Rule @@@ Transpose[{textpos, gtdb[[1, 1, textpos]]}]
In column 85 for example there are the weapon types.
gtdb[[1, 2 ;; 100, 85]]
Here is a tally of frequently used weapons.
Reverse@SortBy[Tally[RandomChoice[gtdb[[1, All, 85]], 5000]], Last] // TableForm
We can create a WordCloud to visualise this:
WordCloud[RandomChoice[gtdb[[1, All, 85]], 1000], ImageSize -> Large, WordOrientation -> {{0, \[Pi]/3}}]
Have the weapons changed over time? Let's look at the first 5000 attacks:
Reverse@SortBy[Tally[gtdb[[1, 2 ;; 5000, 85]]], Last] // TableForm
And the last 5000.
Reverse@SortBy[Tally[gtdb[[1, -5000 ;;, 85]]], Last] // TableForm
There seem to be more vehicle based attacks. Let's look at that more closely:
Reverse@SortBy[Tally[gtdb[[1, 2 ;;, 85]]], Last] // TableForm
Let's define
attacktypes = Reverse@SortBy[Tally[gtdb[[1, 2 ;;, 85]]], Last][[All, 1]]

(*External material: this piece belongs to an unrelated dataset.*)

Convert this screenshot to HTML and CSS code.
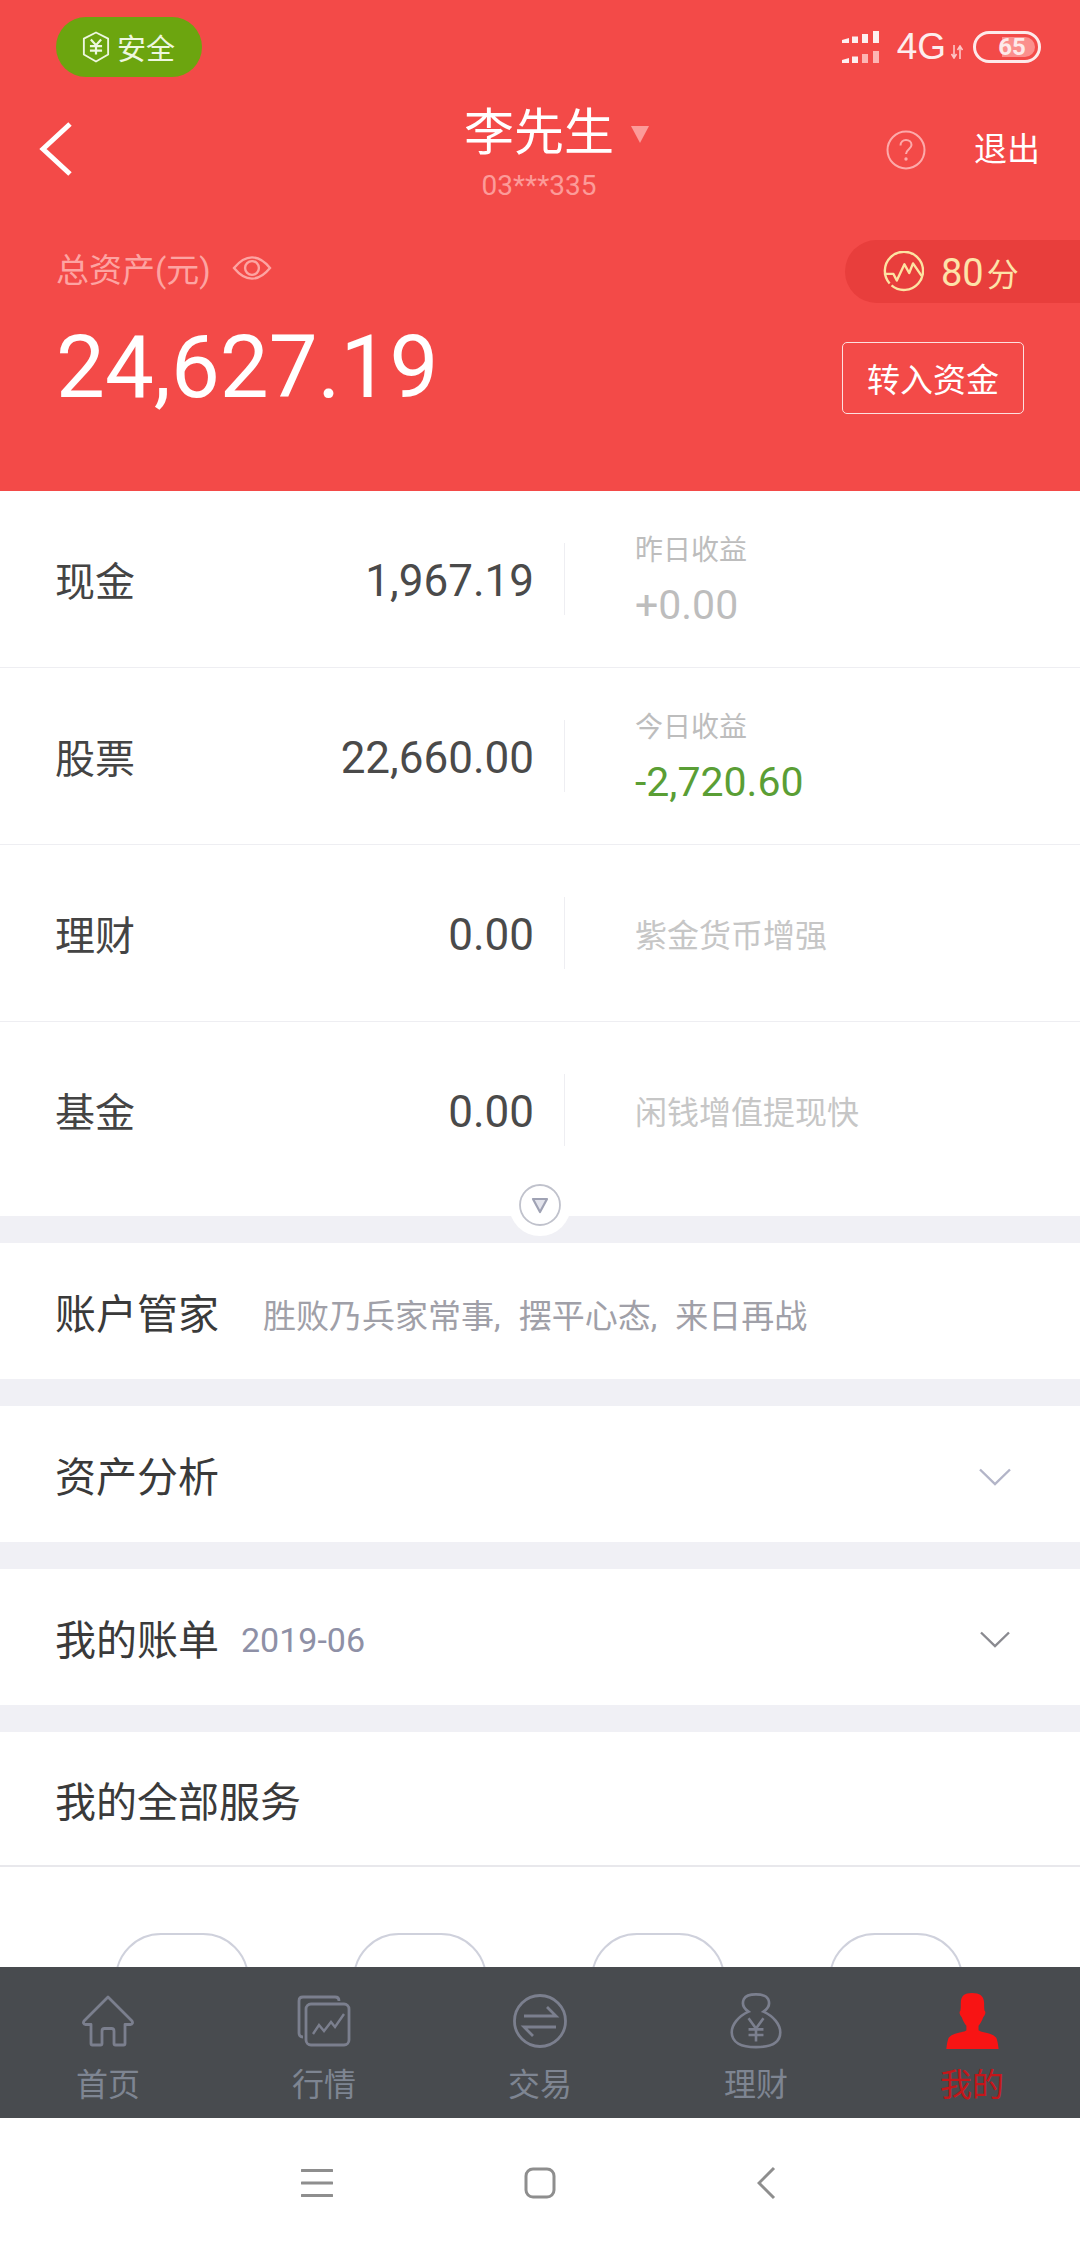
FILE: index.html
```html
<!DOCTYPE html>
<html lang="zh">
<head>
<meta charset="utf-8">
<title>我的</title>
<link rel="stylesheet" href="styles.css">
</head>
<body>
<div class="screen">
  <main class="content">
    <div class="lead">
    <header class="hero">
      <div class="status">
        <div class="safe">
          <svg class="safe-icon" viewBox="0 0 30 34"><path d="M15 1.500 28 8v17L15 32.500 2 25V8z" fill="none" stroke="#eef7e0" stroke-width="2" stroke-linejoin="round"/><path d="M9.500 9 15 15l5.500-6M8.500 16h13M8.500 21h13M15 15v10" fill="none" stroke="#eef7e0" stroke-width="2.400"/></svg>
          <span>安全</span>
        </div>
        <div class="sys">
          <svg class="signal" viewBox="0 0 40 32"><g fill="#fdf0f0"><path d="M0 9l7-2v5H0zM10 5.500h6V12h-6zM20 3h6v9h-6zM31 0h6v12h-6z"/><path d="M0 29l7-2v5H0zM10 25.500h6V32h-6z"/></g><g fill="#fdb5b3"><path d="M20 23h6v9h-6zM31 20h6v12h-6z"/></g></svg>
          <span class="net">4G</span>
          <svg class="updown" viewBox="0 0 12 14"><path d="M3 0v12M0.500 9 3 13l2.500-4M9 14V2M6.500 5 9 1l2.500 4" fill="none" stroke="#fdc6c6" stroke-width="1.600"/></svg>
          <div class="battery"><span class="battery-fill"></span><span class="battery-num">65</span></div>
        </div>
      </div>
      <div class="topbar">
        <svg class="back" viewBox="0 0 36 56"><path d="M32 3 5 28l27 25" fill="none" stroke="#fff" stroke-width="5"/></svg>
        <div class="who">
          <div class="name">李先生<span class="caret"></span></div>
          <div class="acct">03***335</div>
        </div>
        <div class="actions">
          <svg class="help" viewBox="0 0 40 40"><circle cx="20" cy="20" r="18.500" fill="none" stroke="#fdaaaa" stroke-width="2"/><path d="M14.500 15.500c0-3.500 2.500-5.500 5.500-5.500s5.500 2 5.500 5c0 4-5.500 4.500-5.500 9" fill="none" stroke="#fdaaaa" stroke-width="2"/><circle cx="20" cy="29" r="1.700" fill="#fdaaaa"/></svg>
          <span class="logout">退出</span>
        </div>
      </div>
      <div class="assets">
        <div class="total">
          <div class="total-label">总资产(元)
            <svg class="eye" viewBox="0 0 42 26"><path d="M1.500 13C8 5 14 1.500 21 1.500S34 5 40.500 13C34 21 28 24.500 21 24.500S8 21 1.500 13z" fill="none" stroke="#fda4a2" stroke-width="2.600"/><circle cx="21" cy="13" r="7.500" fill="none" stroke="#fda4a2" stroke-width="2.600"/></svg>
          </div>
          <div class="total-num">24,627.19</div>
        </div>
        <div class="side">
          <div class="score">
            <svg class="score-icon" viewBox="0 0 44 44"><path d="M8 34A20 20 0 1 1 38 34 20 20 0 0 1 10 36" fill="none" stroke="#fde3a2" stroke-width="2.500"/><path d="M2 24h10l3.500 7 8-17 5 9 4-10 9 13" fill="none" stroke="#fde3a2" stroke-width="2.500" stroke-linejoin="round"/></svg>
            <span class="score-text"><span class="score-num">80</span>分</span>
          </div>
          <button class="transfer">转入资金</button>
        </div>
      </div>
    </header>

    <section class="rows">
      <div class="row">
        <div class="row-label">现金</div>
        <div class="row-val">1,967.19</div>
        <div class="row-info"><div class="info-t">昨日收益</div><div class="info-n">+0.00</div></div>
      </div>
      <div class="row">
        <div class="row-label">股票</div>
        <div class="row-val">22,660.00</div>
        <div class="row-info"><div class="info-t">今日收益</div><div class="info-n green">-2,720.60</div></div>
      </div>
      <div class="row">
        <div class="row-label">理财</div>
        <div class="row-val">0.00</div>
        <div class="row-info"><div class="info-p">紫金货币增强</div></div>
      </div>
      <div class="row last">
        <div class="row-label">基金</div>
        <div class="row-val">0.00</div>
        <div class="row-info"><div class="info-p">闲钱增值提现快</div></div>
      </div>
      <div class="collapse">
        <svg class="collapse-icon" viewBox="0 0 42 42"><circle cx="21" cy="21" r="20" fill="#fff" stroke="#c0c2cc" stroke-width="1.800"/><path d="M14 15h14l-7 13z" fill="#e3e4ec" stroke="#9fa2b4" stroke-width="2.200" stroke-linejoin="round"/></svg>
      </div>
    </section>
    </div>

    <section class="card">
      <span class="card-title">账户管家</span><span class="motto">胜败乃兵家常事, 摆平心态, 来日再战</span>
    </section>
    <section class="card">
      <span class="card-title">资产分析</span>
      <svg class="chev" viewBox="0 0 32 18"><path d="M1 1.500 16 16 31 1.500" fill="none" stroke="#b3b5c8" stroke-width="2.400"/></svg>
    </section>
    <section class="card">
      <span class="card-title">我的账单</span><span class="month">2019-06</span>
      <svg class="chev" viewBox="0 0 32 18"><path d="M2 1.500 16 15 30 1.500" fill="none" stroke="#8a8a90" stroke-width="2.400"/></svg>
    </section>
    <section class="services">
      <div class="services-head">我的全部服务</div>
      <div class="tiles">
        <div class="tile"></div><div class="tile"></div><div class="tile"></div><div class="tile"></div>
      </div>
    </section>
  </main>

  <nav class="tabs">
    <div class="tab">
      <svg class="tab-icon" viewBox="0 0 56 56"><path d="M28 4 4 28c-1 1.500-.5 3.500 1.500 3.500H11v19c0 1 .5 1.500 1.500 1.500h8c1 0 1.500-.5 1.500-1.500V38c0-1.500 1-2.500 2.500-2.500h7c1.500 0 2.500 1 2.500 2.500v12.500c0 1 .5 1.500 1.500 1.500h8c1 0 1.500-.5 1.500-1.500v-19h5.500c2 0 2.500-2 1.500-3.500z" fill="none" stroke="#7b7f8e" stroke-width="2.800" stroke-linejoin="round"/></svg>
      <span>首页</span>
    </div>
    <div class="tab">
      <svg class="tab-icon" viewBox="0 0 56 56"><path d="M7 44c-3 0-4-2-4-4V8c0-3 2-4 4-4h32c3 0 4 2 4 4" fill="none" stroke="#7b7f8e" stroke-width="2.800"/><rect x="10" y="11" width="43" height="41" rx="5" fill="none" stroke="#7b7f8e" stroke-width="2.800"/><path d="M17 41l6-9 5 6 7-9 4 5 9-13" fill="none" stroke="#7b7f8e" stroke-width="2.400"/></svg>
      <span>行情</span>
    </div>
    <div class="tab">
      <svg class="tab-icon" viewBox="0 0 56 56"><circle cx="28" cy="28" r="25.500" fill="none" stroke="#7b7f8e" stroke-width="2.800"/><path d="M12 23h32L35 14M44 34H12l9 9" fill="none" stroke="#7b7f8e" stroke-width="2.800"/></svg>
      <span>交易</span>
    </div>
    <div class="tab">
      <svg class="tab-icon" viewBox="0 0 56 60"><path d="M20 20C14 16 13 11 15 6.500 17 2.500 22 1.500 28 1.500S39 2.500 41 6.500C43 11 42 16 36 20 47 25 54 34 54 42 54 53 44 58 28 58S2 53 2 42C2 34 9 25 20 20z" fill="none" stroke="#7b7f8e" stroke-width="2.800"/><path d="M20 27l8 11 8-11M28 38v14M20 39h16M20 45h16" fill="none" stroke="#7b7f8e" stroke-width="2.800"/></svg>
      <span>理财</span>
    </div>
    <div class="tab active">
      <svg class="tab-icon" viewBox="0 0 56 60"><path d="M28 0c8 0 13 3 13 11 0 4 0 6 .5 8 1.500 1 1 4-1.500 7-1 3-3 7-5 9v5c4 3 14 2 19 8 1 2 2 7 2.500 12H.500C1 55 2 50 3 48c5-6 15-5 19-8v-5c-2-2-4-6-5-9-2.500-3-3-6-1.500-7 .5-2 .5-4 .5-8C16 3 20 0 28 0z" fill="#f81414"/></svg>
      <span>我的</span>
    </div>
  </nav>

  <footer class="sysnav">
    <svg class="sys-menu" viewBox="0 0 32 30"><path d="M1 2.500h30M1 15h30M1 27.500h30" stroke="#8e8e8e" stroke-width="3" stroke-linecap="round" fill="none"/></svg>
    <svg class="sys-home" viewBox="0 0 32 32"><rect x="2" y="2" width="28" height="28" rx="7" fill="none" stroke="#8e8e8e" stroke-width="3"/></svg>
    <svg class="sys-back" viewBox="0 0 20 34"><path d="M17 2 2 17l15 15" fill="none" stroke="#8e8e8e" stroke-width="3"/></svg>
  </footer>
</div>
</body>
</html>
```
FILE: styles.css
```css
* { box-sizing: border-box; }
html, body { margin: 0; padding: 0; }
body {
  width: 1080px;
  height: 2248px;
  overflow: hidden;
  background: #fff;
  font-family: Roboto, "Noto Sans CJK SC", sans-serif;
}
.screen { display: flex; flex-direction: column; height: 2248px; }
.content { flex: 1; min-height: 0; overflow: hidden; background: #f0f0f5; display: flex; flex-direction: column; gap: 27px; }
.lead { flex: none; }

/* hero */
.hero { height: 491px; background: #f34a48; color: #fff; padding-left: 56px; }
.status { height: 77px; padding-top: 17px; display: flex; justify-content: space-between; }
.safe { width: 146px; height: 60px; border-radius: 30px; background: #6ca50f; color: #eef7e0; display: flex; align-items: center; padding-left: 26px; gap: 7px; font-size: 29px; }
.safe-icon { width: 28px; height: 32px; }
.sys { display: flex; align-items: center; height: 60px; margin-right: 39px; }
.signal { width: 40px; height: 32px; margin-right: 15px; }
.net { font-family: "Liberation Sans", sans-serif; font-size: 37px; color: #fdeeee; margin-right: 5px; }
.updown { width: 12px; height: 14px; margin: 10px 10px 0 0; }
.battery { position: relative; width: 68px; height: 32px; border: 3px solid #fdeaea; border-radius: 16px; display: flex; align-items: center; justify-content: center; padding-left: 10px; }
.battery-fill { position: absolute; left: 26px; right: 3px; top: 3px; bottom: 3px; border-radius: 0 11px 11px 0; background: #fb8f8d; }
.battery-num { position: relative; font-size: 24px; font-weight: 700; color: #fdeaea; }

.topbar { height: 163px; display: grid; grid-template-columns: 1fr auto 1fr; margin-left: -56px; padding: 0 40px 0 38px; }
.back { width: 36px; height: 56px; margin-top: 44px; }
.who { text-align: center; padding-top: 26px; }
.name { position: relative; font-size: 50px; line-height: 60px; }
.caret { position: absolute; left: 100%; top: 23px; margin-left: 17px; width: 0; height: 0; border-left: 9px solid transparent; border-right: 9px solid transparent; border-top: 17px solid #fc9b99; }
.acct { font-size: 28px; line-height: 36px; margin-top: 5px; color: #fc9b99; }
.actions { display: flex; justify-content: flex-end; align-items: flex-start; padding-top: 53px; gap: 48px; }
.help { width: 40px; height: 40px; }
.logout { font-size: 33px; line-height: 40px; }

.assets { display: flex; justify-content: space-between; }
.total-label { display: flex; align-items: center; height: 56px; font-size: 33px; color: #fda4a2; gap: 21px; }
.eye { width: 40px; height: 24px; }
.total-num { font-size: 87px; line-height: 110px; margin-top: 16px; letter-spacing: 0; }
.side { width: 235px; display: flex; flex-direction: column; gap: 39px; }
.score { height: 63px; border-radius: 32px 0 0 32px; background: #e83e3c; display: flex; align-items: center; padding-left: 37px; gap: 17px; color: #fde3a9; }
.score-icon { width: 42px; height: 42px; }
.score-text { font-size: 32px; }
.score-num { font-size: 38px; margin-right: 3px; }
.transfer { width: 182px; height: 72px; margin-left: -3px; background: transparent; border: 1.500px solid #fde0df; border-radius: 5px; color: #fff; font: 33px Roboto, "Noto Sans CJK SC", sans-serif; padding: 0; }

/* rows */
.rows { position: relative; background: #fff; }
.row { height: 177px; display: flex; align-items: center; padding-left: 55px; border-bottom: 1px solid #eeeef2; }
.row.last { height: 194px; padding-bottom: 18px; border-bottom: 0; }
.row-label { width: 160px; font-size: 40px; color: #444; }
.row-val { width: 319px; text-align: right; font-size: 44px; color: #4a4a4a; padding-top: 3px; }
.row-info { margin-left: 30px; height: 72px; border-left: 1px solid #eeeef2; padding-left: 70px; display: flex; flex-direction: column; justify-content: center; white-space: nowrap; }
.info-t { font-size: 28px; line-height: 36px; color: #bdbdbd; margin-top: -3px; }
.info-n { font-size: 41px; line-height: 50px; color: #bdbdbd; margin-top: 11px; margin-bottom: -8px; }
.green { color: #5a9e35; }
.info-p { font-size: 32px; color: #c6c6c6; }
.collapse { position: absolute; left: 509px; bottom: -20px; width: 62px; height: 62px; border-radius: 50%; background: #fff; display: flex; align-items: center; justify-content: center; }
.collapse-icon { width: 42px; height: 42px; }

/* cards */
.card { height: 136px; background: #fff; display: flex; align-items: center; padding: 0 69px 0 55px; flex: none; }
.card-title { font-size: 41px; color: #3a3a3a; }
.motto { margin-left: 44px; padding-top: 6px; font-size: 33px; word-spacing: 10px; color: #a0a0a8; }
.month { margin-left: 22px; padding-top: 6px; font-size: 34px; color: #8e90a6; }
.chev { width: 32px; height: 18px; margin-left: auto; margin-top: 6px; }

.services { flex: 1; min-height: 0; background: #fff; overflow: hidden; }
.services-head { height: 135px; display: flex; align-items: center; padding-left: 55px; font-size: 41px; color: #3a3a3a; border-bottom: 2px solid #e8e8ec; }
.tiles { display: grid; grid-template-columns: repeat(4, 238px); padding: 66px 63px 0; }
.tile { width: 134px; height: 134px; margin: 0 auto; border: 2.500px solid #cfd1dc; border-radius: 46px; }

/* tab bar */
.tabs { height: 151px; flex: none; background: #484b4f; display: grid; grid-template-columns: repeat(5, 216px); }
.tab { display: flex; flex-direction: column; align-items: center; padding-top: 26px; color: #7e8592; font-size: 32px; line-height: 40px; }
.tab-icon { width: 56px; height: 56px; margin-bottom: 16px; }
.tab.active { color: #c4161a; }

.sysnav { height: 130px; flex: none; background: #fff; display: grid; grid-template-columns: 1fr 32px 1fr; align-items: center; }
.sys-menu { width: 32px; height: 30px; justify-self: end; margin-right: 191px; }
.sys-home { width: 32px; height: 32px; }
.sys-back { width: 20px; height: 34px; margin-left: 201px; }
```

We can now look at overlapping windows of 5000 and count the weapons used.
Monitor[weaponsovertime = Table[Count[gtdb[[1, 2 + k*50 ;; 5002 + k*50, 85]], #] & /@ attacktypes, {k, 0, 3000}], k]
Let's try to make this nice. First we normalise.
(1. #/Total[#]) & /@ (weaponsovertime[[1 ;; 3000]])
Now we plot that:
ListLinePlot[Transpose[Accumulate /@ ((1. #/Total[#]) & /@ (Reverse /@ weaponsovertime[[1 ;; 3000]]))], PlotRange -> All,
Filling -> (#[[2]] -> {#[[1]]} & /@ Partition[Range[12], 2, 1]), ImageSize -> Large, PlotLegends -> Reverse@attacktypes, LabelStyle -> Directive[Bold, 14], AxesLabel -> {"Time / au", "percentage"}]
Note that the legend is in "reverse order" the top most curve in the list corresponds to the last entry in the legend.
Conclusion
This post is only scratching the surface of what is possible with this data set. I find it very exciting that with the Wolfram Language and freely available databases you can answer your own questions about many of the most urgent questions we face today.